* **TASK INSTRUCTIONS**: In the listing below, locate the lines bearing the word "React". Copy every one of them.

* **ENTRIES**:
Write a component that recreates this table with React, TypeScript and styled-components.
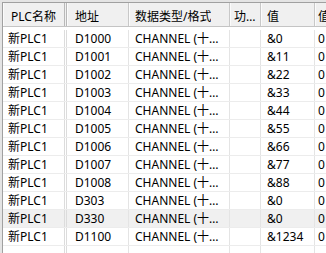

---

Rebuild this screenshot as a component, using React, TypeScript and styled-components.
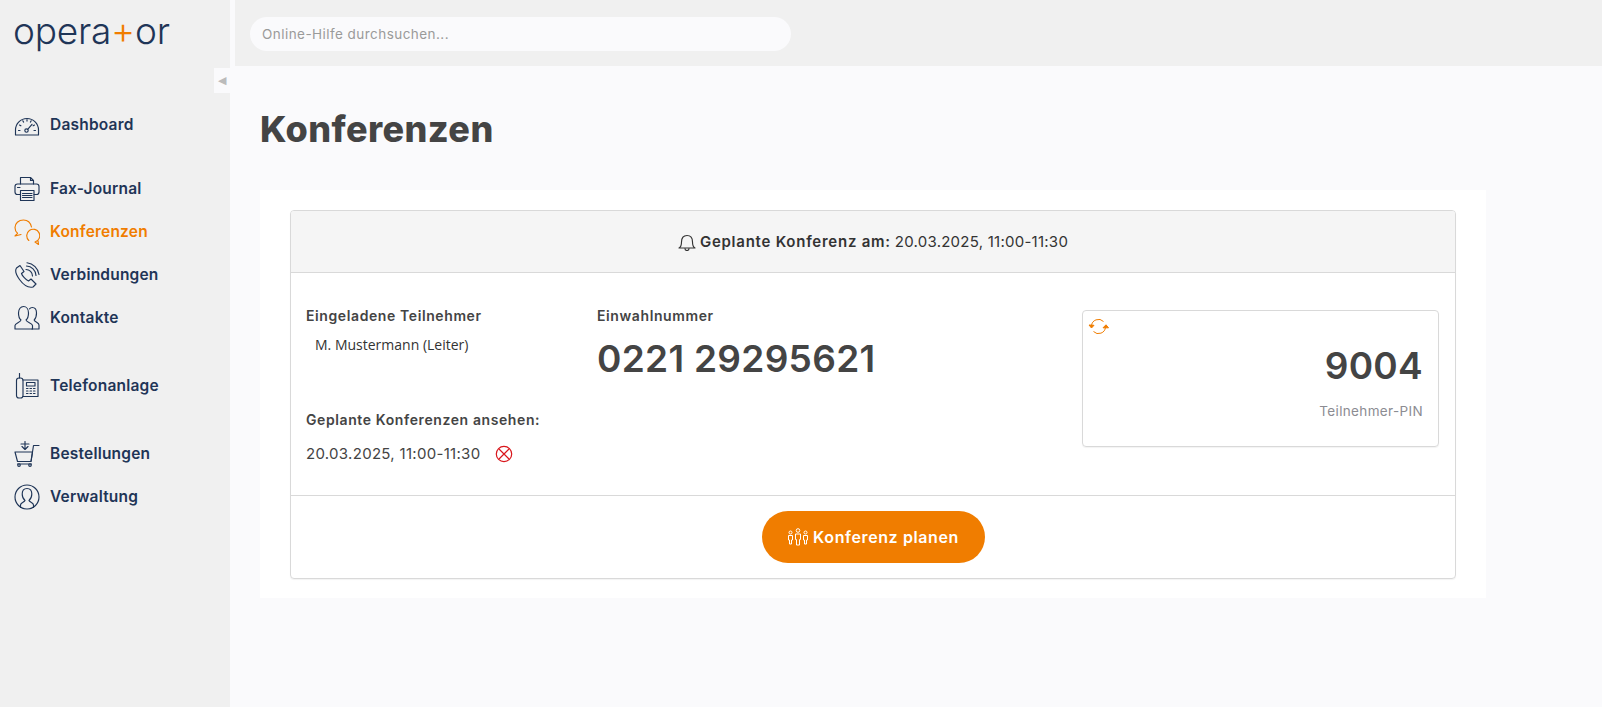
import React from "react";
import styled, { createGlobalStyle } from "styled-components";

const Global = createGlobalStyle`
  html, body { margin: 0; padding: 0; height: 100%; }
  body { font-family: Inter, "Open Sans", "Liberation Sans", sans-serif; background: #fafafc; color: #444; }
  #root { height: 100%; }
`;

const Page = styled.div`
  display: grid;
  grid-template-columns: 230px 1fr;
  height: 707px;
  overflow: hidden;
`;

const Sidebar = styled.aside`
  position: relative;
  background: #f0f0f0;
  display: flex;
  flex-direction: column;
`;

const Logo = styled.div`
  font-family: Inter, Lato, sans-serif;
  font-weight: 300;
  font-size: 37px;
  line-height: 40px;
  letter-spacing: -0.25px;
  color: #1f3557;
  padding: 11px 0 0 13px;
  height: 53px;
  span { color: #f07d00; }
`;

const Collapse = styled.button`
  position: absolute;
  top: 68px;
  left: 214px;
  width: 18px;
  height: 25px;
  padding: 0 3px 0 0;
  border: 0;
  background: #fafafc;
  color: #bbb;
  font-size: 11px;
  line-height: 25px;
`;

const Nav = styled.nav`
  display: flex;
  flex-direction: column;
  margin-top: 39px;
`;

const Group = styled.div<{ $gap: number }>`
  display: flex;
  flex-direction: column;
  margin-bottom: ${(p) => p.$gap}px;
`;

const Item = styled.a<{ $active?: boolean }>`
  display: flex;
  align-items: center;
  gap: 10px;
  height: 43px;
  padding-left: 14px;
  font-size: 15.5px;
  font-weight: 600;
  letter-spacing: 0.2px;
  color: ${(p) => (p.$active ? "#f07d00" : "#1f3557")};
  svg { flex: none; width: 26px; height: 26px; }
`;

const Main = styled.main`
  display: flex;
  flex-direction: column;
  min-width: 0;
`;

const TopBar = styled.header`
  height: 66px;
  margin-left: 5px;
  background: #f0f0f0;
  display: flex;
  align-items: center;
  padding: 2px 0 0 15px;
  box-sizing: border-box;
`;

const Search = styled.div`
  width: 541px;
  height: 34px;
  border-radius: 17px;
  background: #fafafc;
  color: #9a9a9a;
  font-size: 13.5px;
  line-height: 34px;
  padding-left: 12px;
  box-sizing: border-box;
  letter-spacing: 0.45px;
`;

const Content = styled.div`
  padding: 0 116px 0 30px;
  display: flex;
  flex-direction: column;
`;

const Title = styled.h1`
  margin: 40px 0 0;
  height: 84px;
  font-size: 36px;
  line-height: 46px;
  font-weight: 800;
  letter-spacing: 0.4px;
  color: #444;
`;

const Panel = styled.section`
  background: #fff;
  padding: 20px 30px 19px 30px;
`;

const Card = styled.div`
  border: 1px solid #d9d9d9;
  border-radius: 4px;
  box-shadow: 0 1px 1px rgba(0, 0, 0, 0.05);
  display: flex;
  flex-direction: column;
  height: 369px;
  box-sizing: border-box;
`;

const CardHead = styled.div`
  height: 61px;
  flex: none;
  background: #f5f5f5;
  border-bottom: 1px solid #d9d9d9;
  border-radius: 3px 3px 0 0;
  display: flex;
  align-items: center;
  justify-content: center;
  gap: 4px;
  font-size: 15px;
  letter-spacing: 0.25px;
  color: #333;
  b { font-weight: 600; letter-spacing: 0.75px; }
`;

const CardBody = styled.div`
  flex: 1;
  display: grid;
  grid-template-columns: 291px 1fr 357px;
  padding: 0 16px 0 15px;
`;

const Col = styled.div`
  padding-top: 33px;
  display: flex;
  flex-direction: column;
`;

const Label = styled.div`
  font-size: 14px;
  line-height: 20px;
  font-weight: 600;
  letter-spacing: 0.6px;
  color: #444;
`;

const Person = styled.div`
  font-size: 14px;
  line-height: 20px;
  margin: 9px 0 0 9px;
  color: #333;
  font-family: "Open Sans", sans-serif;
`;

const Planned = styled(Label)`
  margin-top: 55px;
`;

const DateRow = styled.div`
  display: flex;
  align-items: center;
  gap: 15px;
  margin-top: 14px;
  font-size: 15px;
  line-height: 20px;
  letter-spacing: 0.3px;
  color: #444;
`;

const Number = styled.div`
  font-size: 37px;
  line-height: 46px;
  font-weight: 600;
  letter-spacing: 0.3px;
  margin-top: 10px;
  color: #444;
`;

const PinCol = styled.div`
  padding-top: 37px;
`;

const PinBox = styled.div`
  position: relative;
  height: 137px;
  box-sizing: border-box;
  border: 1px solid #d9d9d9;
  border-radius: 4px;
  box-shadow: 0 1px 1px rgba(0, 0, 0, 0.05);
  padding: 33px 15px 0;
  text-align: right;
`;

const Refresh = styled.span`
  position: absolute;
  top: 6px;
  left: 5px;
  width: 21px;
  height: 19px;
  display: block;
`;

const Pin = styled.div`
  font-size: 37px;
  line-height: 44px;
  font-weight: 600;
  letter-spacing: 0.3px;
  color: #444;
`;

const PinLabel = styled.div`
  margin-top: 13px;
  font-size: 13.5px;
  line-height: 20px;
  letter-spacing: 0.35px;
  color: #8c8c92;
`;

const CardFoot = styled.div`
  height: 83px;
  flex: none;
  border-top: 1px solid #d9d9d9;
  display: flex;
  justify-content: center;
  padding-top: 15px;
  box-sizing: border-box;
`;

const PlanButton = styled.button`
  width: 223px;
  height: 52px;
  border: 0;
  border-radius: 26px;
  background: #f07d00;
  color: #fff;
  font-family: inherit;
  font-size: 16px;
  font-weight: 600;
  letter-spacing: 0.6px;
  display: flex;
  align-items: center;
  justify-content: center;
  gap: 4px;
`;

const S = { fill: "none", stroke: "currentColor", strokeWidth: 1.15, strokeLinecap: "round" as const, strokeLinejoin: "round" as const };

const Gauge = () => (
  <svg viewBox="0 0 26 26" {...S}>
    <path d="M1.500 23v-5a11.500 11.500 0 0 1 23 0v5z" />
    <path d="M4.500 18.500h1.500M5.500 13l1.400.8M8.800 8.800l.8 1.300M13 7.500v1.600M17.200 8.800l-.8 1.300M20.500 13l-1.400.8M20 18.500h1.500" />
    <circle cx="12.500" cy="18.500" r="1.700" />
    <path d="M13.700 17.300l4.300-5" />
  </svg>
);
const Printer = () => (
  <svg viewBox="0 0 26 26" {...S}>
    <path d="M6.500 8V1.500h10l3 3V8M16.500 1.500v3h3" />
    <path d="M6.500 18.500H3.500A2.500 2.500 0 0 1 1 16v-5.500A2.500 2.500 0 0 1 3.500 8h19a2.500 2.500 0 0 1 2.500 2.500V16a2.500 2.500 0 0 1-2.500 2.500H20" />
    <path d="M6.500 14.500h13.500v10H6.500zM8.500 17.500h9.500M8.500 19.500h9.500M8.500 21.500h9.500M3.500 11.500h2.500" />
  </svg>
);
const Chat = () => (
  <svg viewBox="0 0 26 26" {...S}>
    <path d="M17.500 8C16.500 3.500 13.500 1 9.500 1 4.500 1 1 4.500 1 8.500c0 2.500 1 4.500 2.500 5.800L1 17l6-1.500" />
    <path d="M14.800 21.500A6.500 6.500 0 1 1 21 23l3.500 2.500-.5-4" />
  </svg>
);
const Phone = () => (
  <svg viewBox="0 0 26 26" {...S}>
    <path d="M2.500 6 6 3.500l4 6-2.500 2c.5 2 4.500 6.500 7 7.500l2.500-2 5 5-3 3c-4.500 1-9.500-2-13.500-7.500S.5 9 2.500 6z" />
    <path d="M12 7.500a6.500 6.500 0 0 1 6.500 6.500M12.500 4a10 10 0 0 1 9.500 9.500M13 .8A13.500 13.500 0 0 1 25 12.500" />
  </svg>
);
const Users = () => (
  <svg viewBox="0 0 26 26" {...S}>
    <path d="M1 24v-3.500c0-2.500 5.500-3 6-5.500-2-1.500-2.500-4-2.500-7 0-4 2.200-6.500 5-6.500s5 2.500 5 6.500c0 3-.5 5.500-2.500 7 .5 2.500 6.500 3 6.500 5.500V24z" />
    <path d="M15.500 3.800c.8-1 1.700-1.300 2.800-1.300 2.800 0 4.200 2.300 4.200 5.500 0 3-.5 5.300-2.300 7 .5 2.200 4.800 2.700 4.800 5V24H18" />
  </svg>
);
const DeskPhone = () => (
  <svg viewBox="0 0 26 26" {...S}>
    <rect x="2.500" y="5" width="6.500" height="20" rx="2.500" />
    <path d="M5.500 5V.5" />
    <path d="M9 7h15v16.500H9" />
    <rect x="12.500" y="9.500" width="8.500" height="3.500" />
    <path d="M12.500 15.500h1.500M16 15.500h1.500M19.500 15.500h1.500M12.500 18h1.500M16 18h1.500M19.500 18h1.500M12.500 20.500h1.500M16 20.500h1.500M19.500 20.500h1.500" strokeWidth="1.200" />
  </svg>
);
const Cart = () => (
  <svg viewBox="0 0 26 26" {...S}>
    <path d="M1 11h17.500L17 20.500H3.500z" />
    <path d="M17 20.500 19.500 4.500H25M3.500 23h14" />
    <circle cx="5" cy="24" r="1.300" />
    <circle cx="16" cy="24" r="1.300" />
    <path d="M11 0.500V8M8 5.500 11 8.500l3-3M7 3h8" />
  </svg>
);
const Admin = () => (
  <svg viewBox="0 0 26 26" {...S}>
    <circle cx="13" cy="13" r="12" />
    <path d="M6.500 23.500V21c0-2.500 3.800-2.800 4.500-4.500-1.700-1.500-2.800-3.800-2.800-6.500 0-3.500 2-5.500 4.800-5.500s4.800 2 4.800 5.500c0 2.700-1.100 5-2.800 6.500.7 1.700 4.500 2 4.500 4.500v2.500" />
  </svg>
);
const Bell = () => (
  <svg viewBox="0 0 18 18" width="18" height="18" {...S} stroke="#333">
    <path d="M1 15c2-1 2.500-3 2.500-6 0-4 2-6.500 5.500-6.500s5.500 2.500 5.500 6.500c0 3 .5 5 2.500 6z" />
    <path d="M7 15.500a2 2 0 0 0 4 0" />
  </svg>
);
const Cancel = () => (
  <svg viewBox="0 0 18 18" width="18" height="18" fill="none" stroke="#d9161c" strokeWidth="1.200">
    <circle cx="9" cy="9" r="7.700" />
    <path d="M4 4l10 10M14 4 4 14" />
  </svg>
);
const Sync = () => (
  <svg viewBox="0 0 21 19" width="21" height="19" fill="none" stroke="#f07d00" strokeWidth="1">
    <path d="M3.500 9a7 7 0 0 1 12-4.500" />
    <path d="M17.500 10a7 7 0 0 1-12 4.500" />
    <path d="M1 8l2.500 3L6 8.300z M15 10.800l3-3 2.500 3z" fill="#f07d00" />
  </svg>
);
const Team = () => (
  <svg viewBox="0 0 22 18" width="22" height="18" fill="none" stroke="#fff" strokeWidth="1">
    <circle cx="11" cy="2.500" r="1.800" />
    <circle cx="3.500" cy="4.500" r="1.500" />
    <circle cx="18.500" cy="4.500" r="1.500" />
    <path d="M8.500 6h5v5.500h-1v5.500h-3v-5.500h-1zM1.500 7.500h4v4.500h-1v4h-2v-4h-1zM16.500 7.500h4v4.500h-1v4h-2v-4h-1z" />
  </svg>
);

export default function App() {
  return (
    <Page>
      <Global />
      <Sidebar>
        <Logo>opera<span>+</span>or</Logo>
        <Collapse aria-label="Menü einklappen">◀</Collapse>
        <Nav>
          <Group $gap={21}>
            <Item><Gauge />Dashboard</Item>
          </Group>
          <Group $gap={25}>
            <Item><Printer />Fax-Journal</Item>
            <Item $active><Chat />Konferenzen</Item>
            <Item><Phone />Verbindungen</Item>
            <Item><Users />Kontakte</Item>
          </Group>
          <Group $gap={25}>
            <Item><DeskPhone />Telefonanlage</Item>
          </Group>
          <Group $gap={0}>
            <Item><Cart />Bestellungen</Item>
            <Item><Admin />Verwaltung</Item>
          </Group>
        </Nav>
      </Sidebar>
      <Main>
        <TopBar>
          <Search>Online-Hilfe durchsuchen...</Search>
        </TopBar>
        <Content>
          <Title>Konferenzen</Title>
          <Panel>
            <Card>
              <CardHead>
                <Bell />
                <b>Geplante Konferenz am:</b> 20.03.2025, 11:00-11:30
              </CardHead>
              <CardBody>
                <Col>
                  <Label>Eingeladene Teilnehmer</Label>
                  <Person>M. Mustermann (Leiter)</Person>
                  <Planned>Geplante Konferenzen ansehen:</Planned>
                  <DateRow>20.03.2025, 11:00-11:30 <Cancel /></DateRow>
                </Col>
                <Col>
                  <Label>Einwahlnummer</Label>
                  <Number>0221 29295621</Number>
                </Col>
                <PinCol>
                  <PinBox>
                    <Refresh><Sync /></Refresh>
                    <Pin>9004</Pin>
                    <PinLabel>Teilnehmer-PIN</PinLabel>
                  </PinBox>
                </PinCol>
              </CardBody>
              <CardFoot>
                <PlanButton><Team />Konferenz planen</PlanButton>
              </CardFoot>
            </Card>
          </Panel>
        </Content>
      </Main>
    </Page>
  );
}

==

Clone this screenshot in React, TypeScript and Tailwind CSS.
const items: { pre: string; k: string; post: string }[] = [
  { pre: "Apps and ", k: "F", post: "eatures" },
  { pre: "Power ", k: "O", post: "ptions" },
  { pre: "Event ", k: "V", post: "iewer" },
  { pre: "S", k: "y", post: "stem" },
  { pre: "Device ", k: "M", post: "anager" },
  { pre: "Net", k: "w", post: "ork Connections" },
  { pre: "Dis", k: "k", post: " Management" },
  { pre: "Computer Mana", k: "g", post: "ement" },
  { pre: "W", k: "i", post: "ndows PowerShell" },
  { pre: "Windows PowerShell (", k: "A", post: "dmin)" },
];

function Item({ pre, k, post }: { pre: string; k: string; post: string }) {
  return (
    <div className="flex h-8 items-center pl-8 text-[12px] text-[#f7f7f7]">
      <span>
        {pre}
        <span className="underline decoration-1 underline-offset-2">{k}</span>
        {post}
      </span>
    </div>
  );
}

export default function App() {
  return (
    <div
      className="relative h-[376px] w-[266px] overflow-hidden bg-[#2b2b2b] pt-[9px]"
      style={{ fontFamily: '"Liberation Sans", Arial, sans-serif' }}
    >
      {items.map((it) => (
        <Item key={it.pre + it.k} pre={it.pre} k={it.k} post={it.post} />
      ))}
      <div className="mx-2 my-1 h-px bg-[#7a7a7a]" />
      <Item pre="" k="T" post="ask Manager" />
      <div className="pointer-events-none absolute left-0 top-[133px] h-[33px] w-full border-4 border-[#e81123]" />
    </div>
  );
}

* **RESPONSE TO THE EXERCISE**:
Write a component that recreates this table with React, TypeScript and styled-components.
Rebuild this screenshot as a component, using React, TypeScript and styled-components.
import React from "react";
Clone this screenshot in React, TypeScript and Tailwind CSS.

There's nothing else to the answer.